- **Requirement**: Identify every line in the records below that contains the word "index", and reproduce each one.

- **Material for this exercise**:
_____

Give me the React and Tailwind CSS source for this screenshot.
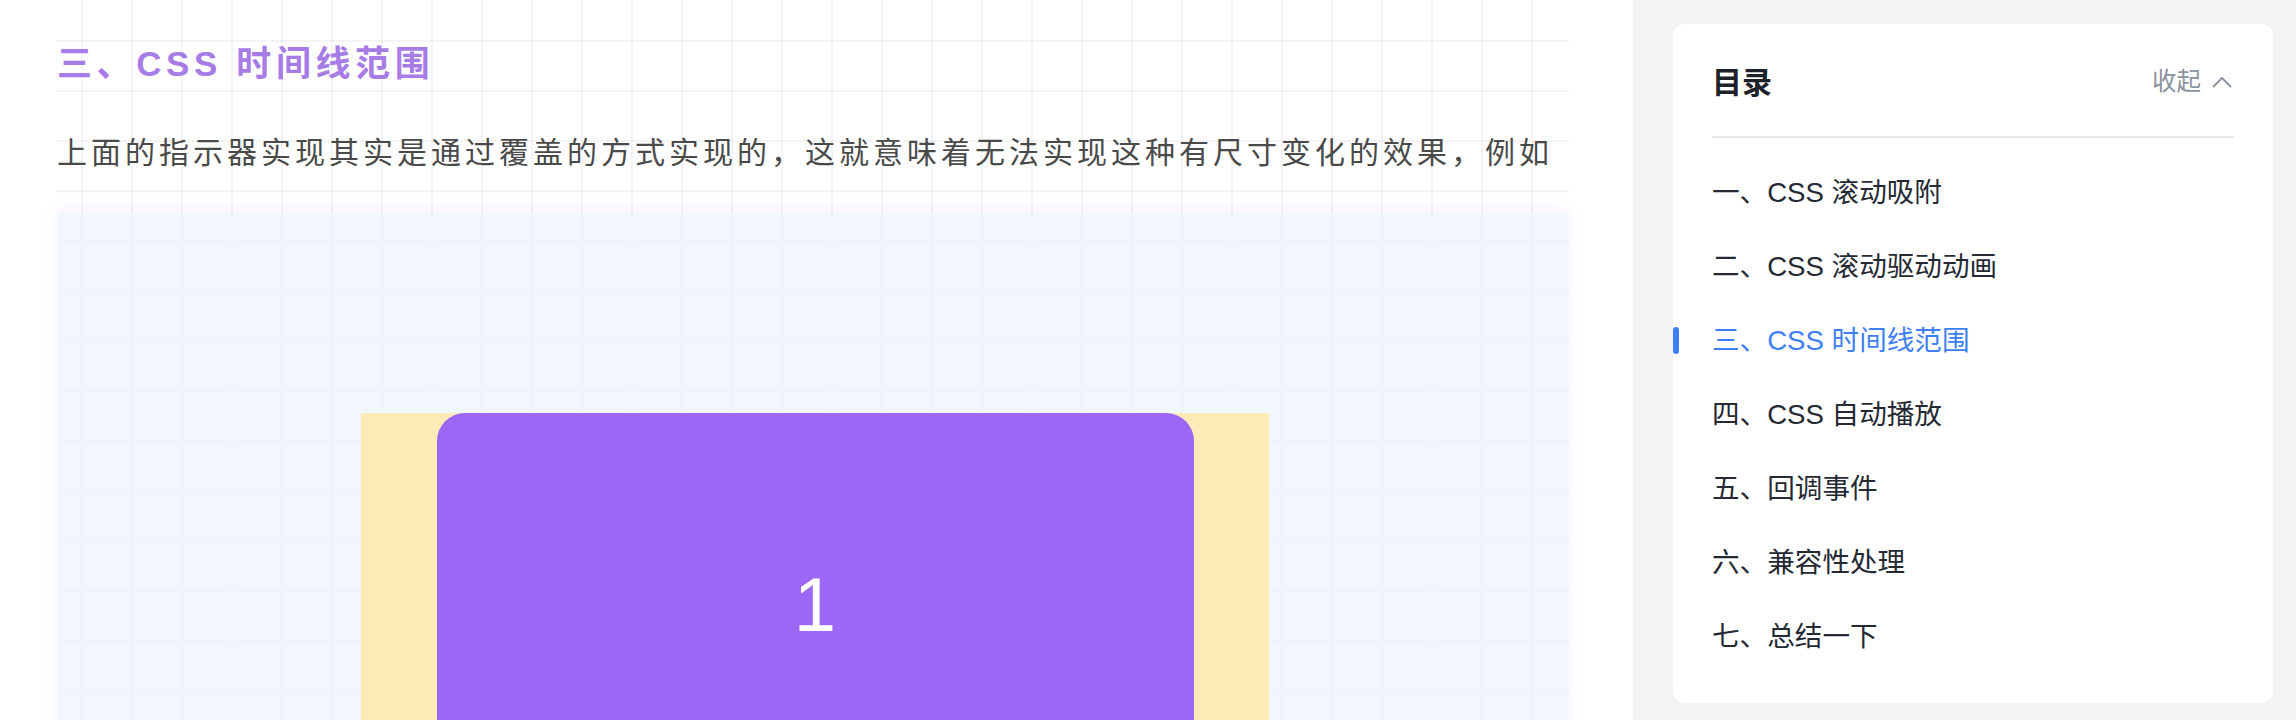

_____

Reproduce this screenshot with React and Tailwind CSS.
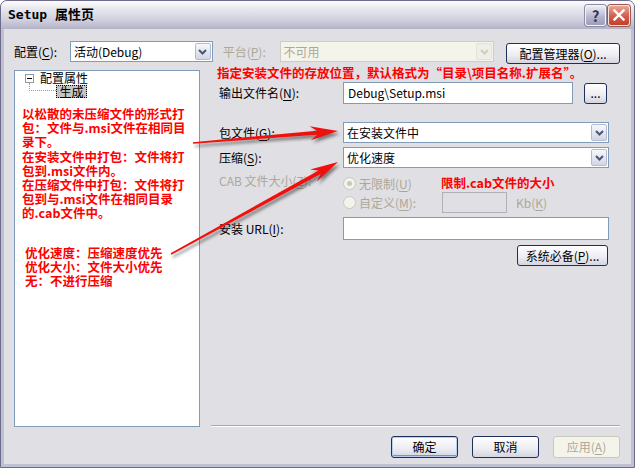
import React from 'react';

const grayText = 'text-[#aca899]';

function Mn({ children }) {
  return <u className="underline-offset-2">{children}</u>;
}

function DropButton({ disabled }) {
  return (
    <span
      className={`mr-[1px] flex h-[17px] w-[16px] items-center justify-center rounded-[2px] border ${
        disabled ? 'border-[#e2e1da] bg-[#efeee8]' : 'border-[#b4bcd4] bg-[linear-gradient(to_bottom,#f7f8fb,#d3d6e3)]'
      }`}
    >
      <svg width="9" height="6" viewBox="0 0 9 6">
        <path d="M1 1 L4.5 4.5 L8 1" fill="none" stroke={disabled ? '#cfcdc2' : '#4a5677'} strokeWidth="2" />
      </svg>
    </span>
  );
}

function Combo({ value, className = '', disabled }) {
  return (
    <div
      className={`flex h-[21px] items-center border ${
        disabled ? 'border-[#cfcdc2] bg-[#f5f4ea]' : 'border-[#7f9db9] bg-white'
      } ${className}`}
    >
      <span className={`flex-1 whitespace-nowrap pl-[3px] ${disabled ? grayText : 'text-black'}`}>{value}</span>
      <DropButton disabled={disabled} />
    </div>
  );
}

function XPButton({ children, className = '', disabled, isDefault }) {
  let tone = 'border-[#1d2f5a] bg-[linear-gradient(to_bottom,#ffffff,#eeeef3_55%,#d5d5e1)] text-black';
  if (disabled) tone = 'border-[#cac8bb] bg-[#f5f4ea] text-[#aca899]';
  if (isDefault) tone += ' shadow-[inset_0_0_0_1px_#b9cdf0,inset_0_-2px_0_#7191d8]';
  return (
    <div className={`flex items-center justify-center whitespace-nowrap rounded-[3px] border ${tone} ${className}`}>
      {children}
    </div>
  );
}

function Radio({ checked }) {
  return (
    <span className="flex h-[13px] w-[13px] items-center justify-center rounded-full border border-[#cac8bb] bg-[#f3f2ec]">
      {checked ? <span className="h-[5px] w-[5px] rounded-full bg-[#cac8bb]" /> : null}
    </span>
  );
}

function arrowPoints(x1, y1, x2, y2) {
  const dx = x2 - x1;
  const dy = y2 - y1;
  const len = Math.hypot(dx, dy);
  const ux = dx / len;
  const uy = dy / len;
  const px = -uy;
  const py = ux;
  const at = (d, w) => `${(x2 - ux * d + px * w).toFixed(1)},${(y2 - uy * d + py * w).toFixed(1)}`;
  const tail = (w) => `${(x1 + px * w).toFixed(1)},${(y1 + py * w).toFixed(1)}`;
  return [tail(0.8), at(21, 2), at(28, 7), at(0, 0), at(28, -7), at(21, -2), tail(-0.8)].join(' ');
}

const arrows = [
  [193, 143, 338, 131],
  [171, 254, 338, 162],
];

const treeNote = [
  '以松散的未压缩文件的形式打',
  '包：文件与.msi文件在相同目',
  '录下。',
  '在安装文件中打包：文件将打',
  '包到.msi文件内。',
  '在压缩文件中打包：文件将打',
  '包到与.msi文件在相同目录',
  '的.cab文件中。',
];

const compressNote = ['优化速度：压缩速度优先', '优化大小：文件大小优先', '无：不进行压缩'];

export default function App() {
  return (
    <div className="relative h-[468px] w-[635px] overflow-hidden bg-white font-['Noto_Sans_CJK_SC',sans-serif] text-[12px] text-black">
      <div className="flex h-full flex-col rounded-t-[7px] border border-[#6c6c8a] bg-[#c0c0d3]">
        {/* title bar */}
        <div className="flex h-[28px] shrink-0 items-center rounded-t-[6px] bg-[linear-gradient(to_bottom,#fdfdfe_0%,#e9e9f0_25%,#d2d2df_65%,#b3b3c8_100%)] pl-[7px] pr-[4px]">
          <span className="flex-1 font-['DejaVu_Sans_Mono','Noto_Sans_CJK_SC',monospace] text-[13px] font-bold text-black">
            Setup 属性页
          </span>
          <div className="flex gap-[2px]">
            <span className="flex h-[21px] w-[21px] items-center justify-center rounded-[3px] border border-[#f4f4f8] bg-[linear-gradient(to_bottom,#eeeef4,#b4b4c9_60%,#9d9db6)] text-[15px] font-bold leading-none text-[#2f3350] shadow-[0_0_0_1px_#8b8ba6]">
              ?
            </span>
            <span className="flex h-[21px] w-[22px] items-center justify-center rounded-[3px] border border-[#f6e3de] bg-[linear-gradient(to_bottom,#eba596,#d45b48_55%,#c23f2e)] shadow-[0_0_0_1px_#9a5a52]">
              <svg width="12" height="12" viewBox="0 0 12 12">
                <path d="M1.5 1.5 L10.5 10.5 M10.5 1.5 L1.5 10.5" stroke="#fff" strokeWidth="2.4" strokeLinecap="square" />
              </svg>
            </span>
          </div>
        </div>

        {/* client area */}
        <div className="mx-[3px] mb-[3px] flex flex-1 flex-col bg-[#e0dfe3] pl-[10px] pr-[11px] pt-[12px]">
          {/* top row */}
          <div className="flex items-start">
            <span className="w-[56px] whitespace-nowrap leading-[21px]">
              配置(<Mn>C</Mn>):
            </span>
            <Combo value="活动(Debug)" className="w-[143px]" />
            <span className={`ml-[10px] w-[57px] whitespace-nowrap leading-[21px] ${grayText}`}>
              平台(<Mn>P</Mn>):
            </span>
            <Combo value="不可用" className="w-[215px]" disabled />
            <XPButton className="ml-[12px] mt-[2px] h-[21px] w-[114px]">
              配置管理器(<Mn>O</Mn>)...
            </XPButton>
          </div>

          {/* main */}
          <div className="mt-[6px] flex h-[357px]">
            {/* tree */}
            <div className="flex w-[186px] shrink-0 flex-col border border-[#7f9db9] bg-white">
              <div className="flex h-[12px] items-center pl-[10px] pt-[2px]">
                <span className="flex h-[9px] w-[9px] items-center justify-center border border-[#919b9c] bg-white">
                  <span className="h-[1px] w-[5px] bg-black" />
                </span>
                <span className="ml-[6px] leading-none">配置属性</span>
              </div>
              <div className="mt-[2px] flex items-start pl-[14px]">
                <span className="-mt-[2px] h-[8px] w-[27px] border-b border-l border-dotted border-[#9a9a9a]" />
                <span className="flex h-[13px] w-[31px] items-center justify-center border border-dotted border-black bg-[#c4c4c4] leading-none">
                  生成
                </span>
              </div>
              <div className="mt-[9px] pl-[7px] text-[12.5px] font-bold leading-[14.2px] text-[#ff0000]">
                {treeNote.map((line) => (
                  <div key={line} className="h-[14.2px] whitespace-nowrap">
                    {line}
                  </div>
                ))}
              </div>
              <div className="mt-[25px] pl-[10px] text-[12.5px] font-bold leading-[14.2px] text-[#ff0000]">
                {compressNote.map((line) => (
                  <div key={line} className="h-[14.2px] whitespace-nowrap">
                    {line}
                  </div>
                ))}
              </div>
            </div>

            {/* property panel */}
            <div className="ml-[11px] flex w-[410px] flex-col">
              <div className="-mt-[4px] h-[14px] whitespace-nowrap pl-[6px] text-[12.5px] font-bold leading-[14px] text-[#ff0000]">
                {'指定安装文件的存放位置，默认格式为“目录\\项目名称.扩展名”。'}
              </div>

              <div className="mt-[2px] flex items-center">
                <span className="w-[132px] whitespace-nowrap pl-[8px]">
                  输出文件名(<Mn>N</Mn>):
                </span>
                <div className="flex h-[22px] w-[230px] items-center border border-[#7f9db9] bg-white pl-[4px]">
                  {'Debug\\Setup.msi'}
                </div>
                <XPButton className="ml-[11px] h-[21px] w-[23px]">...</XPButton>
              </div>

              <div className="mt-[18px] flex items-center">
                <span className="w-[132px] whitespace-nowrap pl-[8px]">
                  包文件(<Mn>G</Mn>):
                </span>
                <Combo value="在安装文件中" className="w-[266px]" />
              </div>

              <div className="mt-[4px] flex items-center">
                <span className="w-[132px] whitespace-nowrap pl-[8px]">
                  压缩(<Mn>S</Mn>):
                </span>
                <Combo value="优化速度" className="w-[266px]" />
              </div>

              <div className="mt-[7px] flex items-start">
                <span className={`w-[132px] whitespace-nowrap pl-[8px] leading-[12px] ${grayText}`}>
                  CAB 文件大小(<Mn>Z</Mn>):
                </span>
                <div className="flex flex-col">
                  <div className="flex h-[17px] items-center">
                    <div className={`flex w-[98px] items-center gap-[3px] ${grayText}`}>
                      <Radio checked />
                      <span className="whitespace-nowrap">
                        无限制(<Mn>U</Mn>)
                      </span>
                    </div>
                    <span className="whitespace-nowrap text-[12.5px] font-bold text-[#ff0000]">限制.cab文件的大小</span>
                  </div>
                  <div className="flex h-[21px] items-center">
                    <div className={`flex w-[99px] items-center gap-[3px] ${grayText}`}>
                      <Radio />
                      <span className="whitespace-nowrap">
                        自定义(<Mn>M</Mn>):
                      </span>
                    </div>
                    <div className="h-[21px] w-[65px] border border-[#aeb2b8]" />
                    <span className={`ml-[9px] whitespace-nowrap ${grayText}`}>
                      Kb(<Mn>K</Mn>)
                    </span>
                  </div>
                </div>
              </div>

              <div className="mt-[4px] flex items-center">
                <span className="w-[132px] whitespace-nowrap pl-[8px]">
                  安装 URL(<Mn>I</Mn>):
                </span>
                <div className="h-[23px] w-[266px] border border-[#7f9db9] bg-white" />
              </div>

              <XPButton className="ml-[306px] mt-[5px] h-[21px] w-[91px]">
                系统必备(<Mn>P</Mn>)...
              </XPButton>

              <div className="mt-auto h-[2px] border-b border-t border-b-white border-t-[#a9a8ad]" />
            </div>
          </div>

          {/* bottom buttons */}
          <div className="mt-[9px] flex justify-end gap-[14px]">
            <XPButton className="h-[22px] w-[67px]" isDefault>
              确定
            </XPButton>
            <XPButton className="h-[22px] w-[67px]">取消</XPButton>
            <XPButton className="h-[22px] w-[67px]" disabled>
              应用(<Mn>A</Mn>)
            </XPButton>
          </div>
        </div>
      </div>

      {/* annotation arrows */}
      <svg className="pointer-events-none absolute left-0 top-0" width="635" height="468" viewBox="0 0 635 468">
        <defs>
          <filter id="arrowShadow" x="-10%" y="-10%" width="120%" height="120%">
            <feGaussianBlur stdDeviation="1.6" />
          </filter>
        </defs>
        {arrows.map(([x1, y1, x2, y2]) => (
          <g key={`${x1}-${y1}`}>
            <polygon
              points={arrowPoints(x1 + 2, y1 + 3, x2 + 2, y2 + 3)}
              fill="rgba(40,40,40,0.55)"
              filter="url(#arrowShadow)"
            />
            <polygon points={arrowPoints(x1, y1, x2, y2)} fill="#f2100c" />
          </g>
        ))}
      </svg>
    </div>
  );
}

_____

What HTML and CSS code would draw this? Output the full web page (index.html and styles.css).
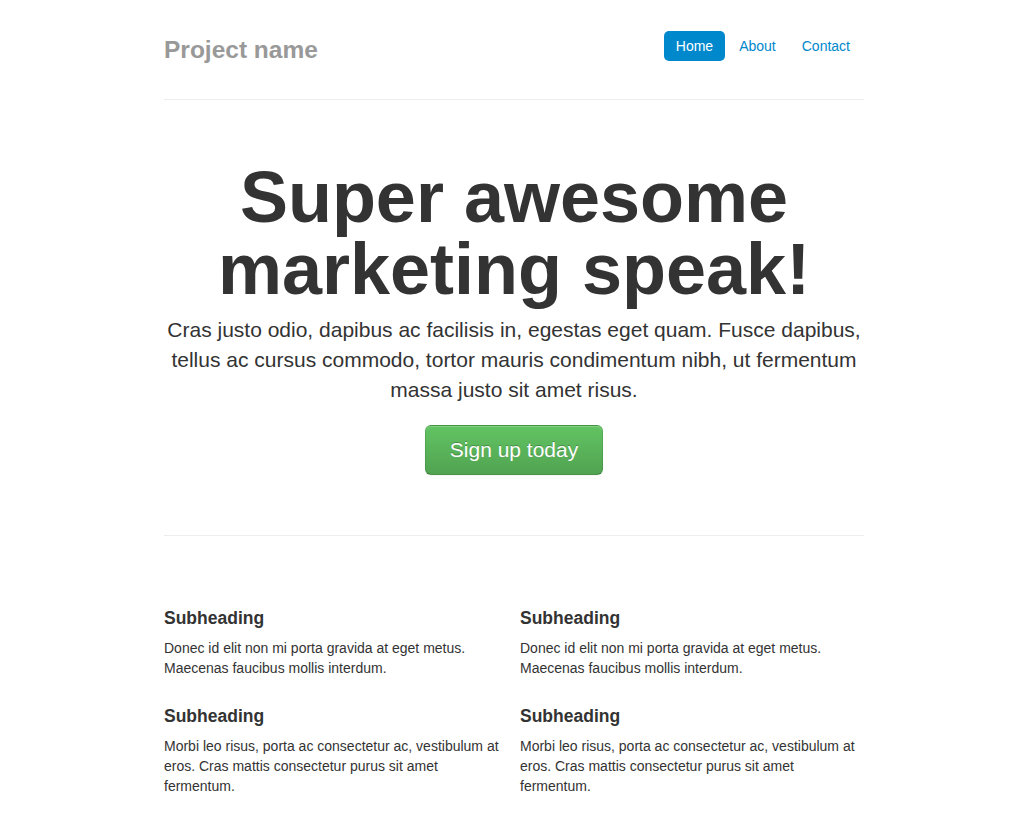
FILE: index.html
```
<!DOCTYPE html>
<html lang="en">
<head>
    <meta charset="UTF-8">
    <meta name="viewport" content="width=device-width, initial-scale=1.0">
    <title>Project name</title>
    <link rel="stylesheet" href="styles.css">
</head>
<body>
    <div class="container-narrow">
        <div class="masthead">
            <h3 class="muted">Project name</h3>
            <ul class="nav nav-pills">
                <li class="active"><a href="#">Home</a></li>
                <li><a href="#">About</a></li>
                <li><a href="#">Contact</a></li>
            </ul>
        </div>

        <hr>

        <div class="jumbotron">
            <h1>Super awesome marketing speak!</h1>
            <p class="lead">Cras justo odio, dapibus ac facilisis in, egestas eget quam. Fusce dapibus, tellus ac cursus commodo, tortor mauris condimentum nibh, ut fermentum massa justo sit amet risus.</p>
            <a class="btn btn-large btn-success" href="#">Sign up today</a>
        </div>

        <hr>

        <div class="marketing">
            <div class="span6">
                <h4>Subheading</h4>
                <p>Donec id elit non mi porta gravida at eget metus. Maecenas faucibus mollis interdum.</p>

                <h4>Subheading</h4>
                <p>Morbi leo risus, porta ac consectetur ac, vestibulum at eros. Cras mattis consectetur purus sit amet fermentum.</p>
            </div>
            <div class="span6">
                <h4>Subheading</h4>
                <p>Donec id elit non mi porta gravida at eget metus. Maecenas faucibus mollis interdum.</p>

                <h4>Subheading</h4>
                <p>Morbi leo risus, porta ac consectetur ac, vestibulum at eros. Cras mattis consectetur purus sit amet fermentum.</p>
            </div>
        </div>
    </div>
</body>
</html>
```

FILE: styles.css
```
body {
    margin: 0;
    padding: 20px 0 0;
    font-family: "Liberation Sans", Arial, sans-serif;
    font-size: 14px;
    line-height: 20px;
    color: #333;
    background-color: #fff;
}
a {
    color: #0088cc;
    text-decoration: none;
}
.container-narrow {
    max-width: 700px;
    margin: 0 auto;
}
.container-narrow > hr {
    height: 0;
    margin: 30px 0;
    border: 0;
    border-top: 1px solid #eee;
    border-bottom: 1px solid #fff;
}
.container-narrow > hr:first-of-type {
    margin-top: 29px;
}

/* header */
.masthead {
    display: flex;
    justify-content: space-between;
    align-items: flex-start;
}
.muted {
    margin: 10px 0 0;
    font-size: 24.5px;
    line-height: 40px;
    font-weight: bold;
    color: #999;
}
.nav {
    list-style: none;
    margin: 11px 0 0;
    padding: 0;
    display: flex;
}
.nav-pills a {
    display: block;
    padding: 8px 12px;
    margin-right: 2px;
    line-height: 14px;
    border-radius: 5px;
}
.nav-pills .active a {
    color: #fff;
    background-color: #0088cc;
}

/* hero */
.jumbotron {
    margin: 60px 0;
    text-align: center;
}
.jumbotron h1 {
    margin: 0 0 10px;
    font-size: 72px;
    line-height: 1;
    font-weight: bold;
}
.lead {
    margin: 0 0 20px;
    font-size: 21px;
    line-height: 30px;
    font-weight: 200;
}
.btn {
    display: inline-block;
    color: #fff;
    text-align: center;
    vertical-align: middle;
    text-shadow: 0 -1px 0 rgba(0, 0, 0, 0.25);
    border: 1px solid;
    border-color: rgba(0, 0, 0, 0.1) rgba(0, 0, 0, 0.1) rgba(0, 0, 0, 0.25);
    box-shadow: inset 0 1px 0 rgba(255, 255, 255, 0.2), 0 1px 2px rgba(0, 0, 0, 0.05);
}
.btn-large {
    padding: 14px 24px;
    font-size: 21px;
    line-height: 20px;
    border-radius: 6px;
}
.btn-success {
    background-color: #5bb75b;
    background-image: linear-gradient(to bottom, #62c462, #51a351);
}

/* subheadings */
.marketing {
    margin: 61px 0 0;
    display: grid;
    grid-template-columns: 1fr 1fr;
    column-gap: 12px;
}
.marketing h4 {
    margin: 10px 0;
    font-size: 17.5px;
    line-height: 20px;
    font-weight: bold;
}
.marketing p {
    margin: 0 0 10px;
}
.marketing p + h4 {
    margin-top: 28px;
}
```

_____

- **Output of the task**:
What HTML and CSS code would draw this? Output the full web page (index.html and styles.css).
FILE: index.html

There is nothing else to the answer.